- [STATED TASK]:
Collect each line of the records containing the string "React".

- [EXERCISE DATA]:

# # #

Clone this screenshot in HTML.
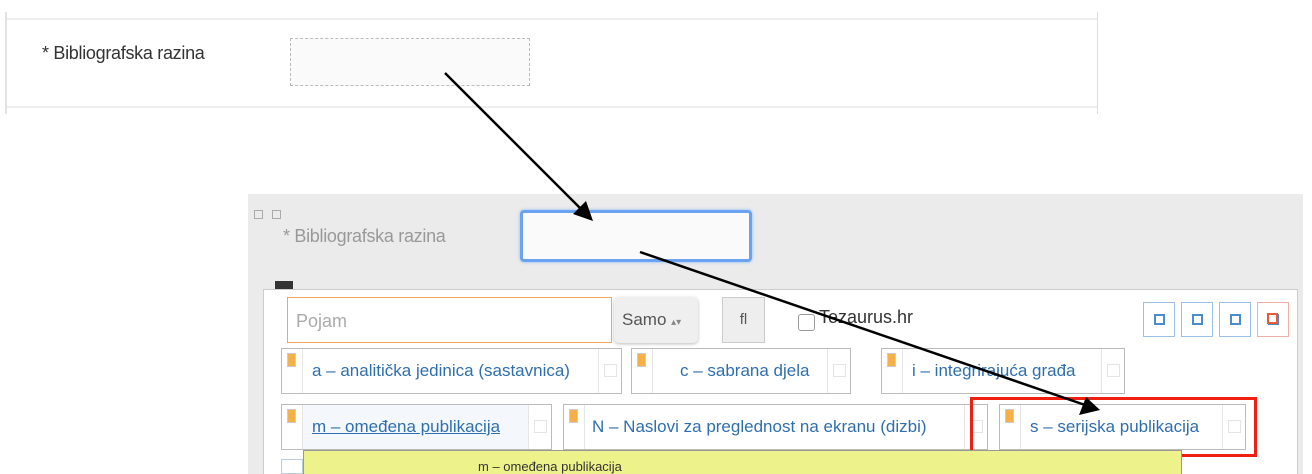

# # #

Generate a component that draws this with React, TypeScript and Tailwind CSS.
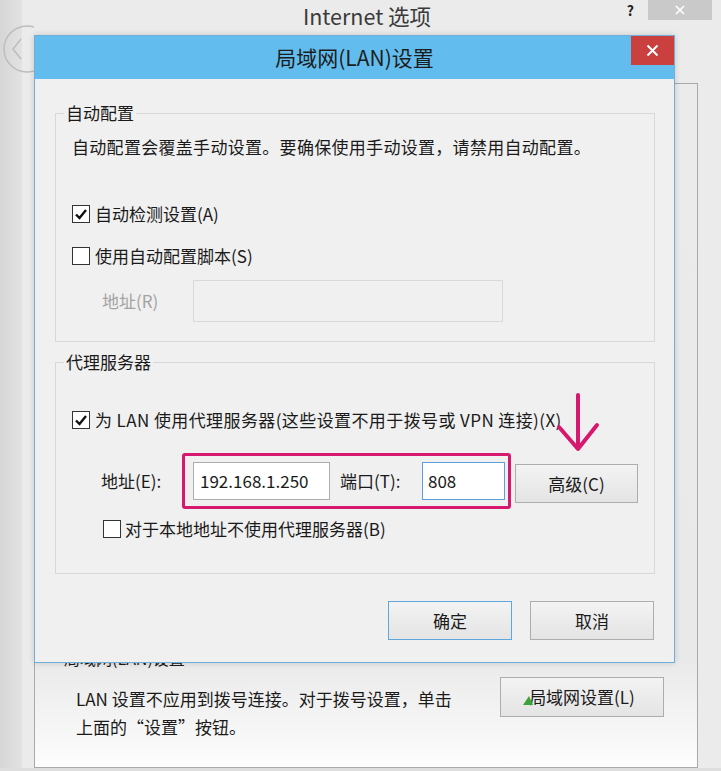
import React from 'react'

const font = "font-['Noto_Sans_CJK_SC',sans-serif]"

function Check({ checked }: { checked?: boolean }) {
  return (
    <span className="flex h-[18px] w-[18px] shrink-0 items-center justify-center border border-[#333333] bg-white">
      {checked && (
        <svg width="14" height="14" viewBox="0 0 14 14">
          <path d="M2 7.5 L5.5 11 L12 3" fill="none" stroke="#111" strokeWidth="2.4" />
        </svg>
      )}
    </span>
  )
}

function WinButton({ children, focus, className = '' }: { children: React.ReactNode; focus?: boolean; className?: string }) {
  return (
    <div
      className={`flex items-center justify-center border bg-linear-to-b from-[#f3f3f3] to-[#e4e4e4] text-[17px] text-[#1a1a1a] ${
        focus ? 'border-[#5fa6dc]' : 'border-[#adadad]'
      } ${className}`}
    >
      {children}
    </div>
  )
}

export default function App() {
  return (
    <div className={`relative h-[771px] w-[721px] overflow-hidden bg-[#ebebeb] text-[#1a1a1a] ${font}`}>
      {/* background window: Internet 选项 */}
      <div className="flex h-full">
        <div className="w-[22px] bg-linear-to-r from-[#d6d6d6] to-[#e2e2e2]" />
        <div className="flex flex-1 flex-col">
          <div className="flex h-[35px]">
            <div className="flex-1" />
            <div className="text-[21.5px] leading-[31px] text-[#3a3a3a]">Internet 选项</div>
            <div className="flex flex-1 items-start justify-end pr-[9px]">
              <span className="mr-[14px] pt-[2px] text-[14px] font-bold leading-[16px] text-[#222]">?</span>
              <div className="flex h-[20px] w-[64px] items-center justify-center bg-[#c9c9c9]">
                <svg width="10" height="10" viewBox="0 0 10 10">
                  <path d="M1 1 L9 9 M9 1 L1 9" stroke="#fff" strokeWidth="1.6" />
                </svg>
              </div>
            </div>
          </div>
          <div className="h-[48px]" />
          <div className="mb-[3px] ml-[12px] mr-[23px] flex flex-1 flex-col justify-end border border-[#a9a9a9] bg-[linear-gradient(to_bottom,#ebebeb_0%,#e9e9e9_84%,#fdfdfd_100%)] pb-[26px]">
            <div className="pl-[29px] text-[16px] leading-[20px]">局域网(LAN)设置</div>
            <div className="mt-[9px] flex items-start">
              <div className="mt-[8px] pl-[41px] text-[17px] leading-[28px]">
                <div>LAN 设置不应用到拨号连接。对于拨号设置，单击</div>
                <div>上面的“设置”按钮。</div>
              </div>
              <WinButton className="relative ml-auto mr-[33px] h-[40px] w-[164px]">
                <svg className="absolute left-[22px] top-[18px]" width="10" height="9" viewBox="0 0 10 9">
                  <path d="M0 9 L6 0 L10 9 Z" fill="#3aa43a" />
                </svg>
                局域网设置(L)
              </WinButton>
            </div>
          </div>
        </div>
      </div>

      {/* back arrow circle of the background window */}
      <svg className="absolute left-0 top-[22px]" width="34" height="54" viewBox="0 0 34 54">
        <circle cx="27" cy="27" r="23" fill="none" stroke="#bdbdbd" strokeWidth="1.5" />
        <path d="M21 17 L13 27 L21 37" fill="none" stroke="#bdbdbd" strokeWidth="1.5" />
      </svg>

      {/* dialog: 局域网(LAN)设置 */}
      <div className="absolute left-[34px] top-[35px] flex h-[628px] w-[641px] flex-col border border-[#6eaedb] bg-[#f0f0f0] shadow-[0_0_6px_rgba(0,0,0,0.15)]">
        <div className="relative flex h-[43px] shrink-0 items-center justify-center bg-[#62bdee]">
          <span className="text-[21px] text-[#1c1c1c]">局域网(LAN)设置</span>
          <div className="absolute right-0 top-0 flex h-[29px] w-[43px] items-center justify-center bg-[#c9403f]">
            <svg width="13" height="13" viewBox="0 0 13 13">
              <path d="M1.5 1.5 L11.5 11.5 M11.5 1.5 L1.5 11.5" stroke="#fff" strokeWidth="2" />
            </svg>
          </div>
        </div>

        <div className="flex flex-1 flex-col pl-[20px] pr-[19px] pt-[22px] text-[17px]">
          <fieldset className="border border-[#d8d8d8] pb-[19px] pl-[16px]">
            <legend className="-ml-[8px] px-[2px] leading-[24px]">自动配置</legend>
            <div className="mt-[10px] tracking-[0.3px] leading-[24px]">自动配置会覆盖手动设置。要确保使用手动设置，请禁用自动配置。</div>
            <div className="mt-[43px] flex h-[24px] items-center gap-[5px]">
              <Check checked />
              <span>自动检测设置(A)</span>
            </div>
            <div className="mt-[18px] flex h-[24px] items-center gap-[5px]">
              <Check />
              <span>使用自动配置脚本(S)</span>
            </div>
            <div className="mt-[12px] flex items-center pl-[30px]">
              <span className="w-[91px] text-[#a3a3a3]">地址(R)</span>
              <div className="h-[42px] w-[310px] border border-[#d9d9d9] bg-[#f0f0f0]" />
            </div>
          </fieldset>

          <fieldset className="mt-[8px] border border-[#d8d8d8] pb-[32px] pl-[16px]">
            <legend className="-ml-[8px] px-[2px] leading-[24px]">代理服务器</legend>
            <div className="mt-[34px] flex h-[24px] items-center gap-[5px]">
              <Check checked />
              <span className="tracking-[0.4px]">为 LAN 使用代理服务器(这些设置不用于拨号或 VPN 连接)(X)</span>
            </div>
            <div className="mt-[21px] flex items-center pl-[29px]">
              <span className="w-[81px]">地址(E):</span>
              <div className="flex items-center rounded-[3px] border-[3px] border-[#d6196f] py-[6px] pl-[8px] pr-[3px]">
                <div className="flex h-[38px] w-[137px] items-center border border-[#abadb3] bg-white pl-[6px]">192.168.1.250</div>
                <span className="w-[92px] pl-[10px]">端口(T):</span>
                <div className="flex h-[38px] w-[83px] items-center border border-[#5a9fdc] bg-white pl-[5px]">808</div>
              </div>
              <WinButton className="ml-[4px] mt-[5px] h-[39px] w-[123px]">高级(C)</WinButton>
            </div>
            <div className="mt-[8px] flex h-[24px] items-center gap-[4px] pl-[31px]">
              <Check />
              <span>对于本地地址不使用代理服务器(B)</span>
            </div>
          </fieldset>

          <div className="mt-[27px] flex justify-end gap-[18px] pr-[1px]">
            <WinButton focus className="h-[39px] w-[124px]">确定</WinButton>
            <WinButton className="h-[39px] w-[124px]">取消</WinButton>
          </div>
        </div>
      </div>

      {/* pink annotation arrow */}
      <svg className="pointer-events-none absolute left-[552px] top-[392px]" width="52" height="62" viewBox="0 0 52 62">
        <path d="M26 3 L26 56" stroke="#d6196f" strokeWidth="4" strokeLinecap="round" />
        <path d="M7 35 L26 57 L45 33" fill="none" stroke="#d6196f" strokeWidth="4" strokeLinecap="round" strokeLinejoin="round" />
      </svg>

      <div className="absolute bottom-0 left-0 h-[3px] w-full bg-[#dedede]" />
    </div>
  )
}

# # #

- [THE REPLY]:
Generate a component that draws this with React, TypeScript and Tailwind CSS.
import React from 'react'
function WinButton({ children, focus, className = '' }: { children: React.ReactNode; focus?: boolean; className?: string }) {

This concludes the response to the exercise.